1. Are you interested in the models or the applications?
If models, narrow your search to AI Researcher or ML Engineer. If you’re more interested in the applications, narrow your search to Product Scientist. This question doesn’t help much in terms of validating whether you’re ideally suited for work as an Analytics Engineer.
2. Do you prefer understanding why models work or solving persistent problems?
If you really want to dig into the nuts and bolts of how models work, then you really ought to pursue the AI Researcher archetype. If, however, you want to solve specific problems through a deployed product features, an ML-Engineer role is better suited for you.
3. Do you prefer to understand patterns in user behavior in the user-product ecosystem or are you more passionate about developing scalable infrastructure to support this purpose?
If you prefer understanding and inference, Product Scientist is the right place for you. But if you’re more interested in the infrastructure side, opt for Analytics Engineer.
Parting Advice
1. The Funnel
Treat your career overtime as a funnel.

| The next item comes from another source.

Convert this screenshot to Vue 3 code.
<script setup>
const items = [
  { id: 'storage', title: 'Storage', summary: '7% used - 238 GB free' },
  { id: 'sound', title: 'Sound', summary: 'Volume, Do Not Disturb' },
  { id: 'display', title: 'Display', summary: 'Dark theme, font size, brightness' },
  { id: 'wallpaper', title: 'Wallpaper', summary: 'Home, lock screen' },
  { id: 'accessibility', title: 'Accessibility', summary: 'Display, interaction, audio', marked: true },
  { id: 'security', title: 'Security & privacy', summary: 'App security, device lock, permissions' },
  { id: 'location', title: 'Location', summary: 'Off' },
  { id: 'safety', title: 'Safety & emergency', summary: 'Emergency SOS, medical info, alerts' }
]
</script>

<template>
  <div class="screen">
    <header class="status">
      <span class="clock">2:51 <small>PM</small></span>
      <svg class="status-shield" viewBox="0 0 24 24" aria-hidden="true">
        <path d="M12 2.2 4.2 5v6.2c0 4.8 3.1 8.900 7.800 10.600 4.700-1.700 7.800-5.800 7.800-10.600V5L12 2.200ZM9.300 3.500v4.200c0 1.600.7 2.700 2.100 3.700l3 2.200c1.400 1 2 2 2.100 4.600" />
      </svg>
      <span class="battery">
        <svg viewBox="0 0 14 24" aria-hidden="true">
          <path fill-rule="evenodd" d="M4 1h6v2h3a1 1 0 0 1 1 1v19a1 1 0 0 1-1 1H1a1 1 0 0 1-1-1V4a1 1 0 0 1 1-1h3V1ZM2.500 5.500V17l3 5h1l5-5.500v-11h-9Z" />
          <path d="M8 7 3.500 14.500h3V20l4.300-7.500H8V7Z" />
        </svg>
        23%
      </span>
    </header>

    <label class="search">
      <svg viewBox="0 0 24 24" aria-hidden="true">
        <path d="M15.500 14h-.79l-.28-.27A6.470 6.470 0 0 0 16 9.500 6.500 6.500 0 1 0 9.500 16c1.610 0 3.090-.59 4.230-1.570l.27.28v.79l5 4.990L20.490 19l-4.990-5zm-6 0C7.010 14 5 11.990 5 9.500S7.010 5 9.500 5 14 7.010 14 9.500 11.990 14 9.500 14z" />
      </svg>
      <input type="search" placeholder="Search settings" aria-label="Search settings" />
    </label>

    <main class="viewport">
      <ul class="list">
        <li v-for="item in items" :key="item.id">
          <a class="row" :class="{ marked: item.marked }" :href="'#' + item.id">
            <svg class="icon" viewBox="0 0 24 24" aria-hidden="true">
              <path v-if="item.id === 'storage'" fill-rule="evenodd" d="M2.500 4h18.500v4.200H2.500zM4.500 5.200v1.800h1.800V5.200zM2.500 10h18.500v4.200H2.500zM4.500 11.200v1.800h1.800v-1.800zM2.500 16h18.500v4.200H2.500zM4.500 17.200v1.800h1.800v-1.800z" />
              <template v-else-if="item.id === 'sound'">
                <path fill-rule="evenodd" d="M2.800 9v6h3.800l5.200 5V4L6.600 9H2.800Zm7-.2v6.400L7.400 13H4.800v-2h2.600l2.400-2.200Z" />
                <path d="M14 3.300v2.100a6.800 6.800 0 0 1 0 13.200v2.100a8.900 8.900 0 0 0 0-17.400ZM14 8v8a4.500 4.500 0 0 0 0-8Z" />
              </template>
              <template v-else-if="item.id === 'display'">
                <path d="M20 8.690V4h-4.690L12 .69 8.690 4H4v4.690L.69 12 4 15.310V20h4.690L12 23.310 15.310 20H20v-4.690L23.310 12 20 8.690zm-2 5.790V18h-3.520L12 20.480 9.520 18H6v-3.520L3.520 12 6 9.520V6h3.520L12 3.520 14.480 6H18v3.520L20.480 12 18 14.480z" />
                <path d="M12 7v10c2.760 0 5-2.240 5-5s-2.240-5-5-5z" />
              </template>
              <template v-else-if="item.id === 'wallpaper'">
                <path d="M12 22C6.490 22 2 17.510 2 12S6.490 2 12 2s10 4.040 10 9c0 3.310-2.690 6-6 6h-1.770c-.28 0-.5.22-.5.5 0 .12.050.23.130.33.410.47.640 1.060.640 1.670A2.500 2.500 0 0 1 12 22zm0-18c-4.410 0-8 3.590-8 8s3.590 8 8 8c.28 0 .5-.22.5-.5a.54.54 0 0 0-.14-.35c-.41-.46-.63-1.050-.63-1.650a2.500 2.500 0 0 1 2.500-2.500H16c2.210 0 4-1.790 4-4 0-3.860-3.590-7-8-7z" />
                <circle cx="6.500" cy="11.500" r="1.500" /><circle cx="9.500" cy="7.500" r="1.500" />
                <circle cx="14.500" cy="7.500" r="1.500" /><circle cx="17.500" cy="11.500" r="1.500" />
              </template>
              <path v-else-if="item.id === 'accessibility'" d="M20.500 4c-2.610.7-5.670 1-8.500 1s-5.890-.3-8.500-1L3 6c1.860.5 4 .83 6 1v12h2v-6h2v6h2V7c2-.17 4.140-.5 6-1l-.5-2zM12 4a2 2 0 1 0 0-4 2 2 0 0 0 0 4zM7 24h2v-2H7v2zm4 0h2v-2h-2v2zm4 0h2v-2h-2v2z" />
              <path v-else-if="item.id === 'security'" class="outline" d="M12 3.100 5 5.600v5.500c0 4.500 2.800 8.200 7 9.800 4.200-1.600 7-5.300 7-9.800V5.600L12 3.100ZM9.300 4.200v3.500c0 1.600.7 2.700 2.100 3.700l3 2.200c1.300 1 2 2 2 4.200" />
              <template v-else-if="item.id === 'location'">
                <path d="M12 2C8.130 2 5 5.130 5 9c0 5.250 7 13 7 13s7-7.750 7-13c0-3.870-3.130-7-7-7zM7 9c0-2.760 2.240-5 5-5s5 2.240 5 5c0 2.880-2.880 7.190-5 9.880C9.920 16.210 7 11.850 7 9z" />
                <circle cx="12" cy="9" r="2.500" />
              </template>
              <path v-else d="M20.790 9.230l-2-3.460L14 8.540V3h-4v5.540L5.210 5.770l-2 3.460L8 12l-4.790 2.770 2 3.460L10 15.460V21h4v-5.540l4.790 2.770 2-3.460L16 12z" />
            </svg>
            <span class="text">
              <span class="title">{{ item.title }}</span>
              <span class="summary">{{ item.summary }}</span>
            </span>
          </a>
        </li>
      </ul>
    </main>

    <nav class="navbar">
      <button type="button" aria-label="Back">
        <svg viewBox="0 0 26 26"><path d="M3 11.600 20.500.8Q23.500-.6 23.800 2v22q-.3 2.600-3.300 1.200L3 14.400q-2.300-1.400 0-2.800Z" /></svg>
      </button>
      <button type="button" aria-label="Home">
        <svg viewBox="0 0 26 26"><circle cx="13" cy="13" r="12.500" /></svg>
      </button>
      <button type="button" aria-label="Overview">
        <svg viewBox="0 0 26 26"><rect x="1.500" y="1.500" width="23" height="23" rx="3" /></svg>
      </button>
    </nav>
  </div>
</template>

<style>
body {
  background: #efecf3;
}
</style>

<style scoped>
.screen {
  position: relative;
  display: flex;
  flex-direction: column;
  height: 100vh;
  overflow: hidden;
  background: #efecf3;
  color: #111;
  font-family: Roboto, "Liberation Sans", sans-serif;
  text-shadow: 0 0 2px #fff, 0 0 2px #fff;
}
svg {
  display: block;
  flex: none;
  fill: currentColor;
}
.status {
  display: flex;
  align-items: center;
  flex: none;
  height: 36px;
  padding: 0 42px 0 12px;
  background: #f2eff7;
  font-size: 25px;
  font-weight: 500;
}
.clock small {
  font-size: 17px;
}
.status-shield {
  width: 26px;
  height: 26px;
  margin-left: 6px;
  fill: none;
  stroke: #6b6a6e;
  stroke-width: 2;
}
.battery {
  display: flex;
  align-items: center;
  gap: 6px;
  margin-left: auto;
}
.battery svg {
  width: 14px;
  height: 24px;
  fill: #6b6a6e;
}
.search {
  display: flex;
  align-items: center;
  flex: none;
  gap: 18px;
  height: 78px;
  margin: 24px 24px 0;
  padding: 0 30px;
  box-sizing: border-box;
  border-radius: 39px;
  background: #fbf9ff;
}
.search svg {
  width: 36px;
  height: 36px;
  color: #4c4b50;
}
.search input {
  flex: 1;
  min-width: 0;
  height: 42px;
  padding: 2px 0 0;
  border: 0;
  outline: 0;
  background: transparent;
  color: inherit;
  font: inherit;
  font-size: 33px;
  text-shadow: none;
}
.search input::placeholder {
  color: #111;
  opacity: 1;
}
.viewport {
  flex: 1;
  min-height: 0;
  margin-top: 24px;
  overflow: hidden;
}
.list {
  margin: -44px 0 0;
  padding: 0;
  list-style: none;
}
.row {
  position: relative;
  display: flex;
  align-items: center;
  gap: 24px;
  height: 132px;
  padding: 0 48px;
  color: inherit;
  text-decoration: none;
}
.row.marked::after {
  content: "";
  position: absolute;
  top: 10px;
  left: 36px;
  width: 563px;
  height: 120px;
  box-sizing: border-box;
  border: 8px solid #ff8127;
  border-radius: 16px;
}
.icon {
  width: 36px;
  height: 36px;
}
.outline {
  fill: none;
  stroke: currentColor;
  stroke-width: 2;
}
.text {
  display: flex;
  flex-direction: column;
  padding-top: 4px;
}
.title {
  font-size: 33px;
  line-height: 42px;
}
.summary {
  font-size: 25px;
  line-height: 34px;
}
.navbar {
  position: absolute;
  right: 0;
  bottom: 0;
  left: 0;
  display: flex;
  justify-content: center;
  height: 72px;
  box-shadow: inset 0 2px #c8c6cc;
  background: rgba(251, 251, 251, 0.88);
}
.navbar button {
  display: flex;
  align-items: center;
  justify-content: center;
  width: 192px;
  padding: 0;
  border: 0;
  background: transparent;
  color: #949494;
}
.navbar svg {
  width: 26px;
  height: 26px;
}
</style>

Start broad and end narrow. If you’re in the middle of your undergrad, there’s no need to pick an archetype right now, just get as much exposure across the board as possible. Throughout your career, try to find answers to the above questions and converge on the archetype that works best for you. Starting to narrow and failing to narrow ever are two mistakes that could stunt your growth or get you pigeonholed in a role you don’t enjoy.
2. FAANG vs non-FAANG
These archetypes are FAANG centric. Startups and large, yet older companies might not view data science through the lens of archetypes. You might find that you’re asked to be a generalist in a smaller/older company. This is a great way to find what archetype appeals most to you; however, as discussed in the above, working as a generalist might stunt your growth – unless you’re interested more in management than direction contribution. Likewise, you might find yourself in an AI Researcher role at a smaller/older company without having a PhD.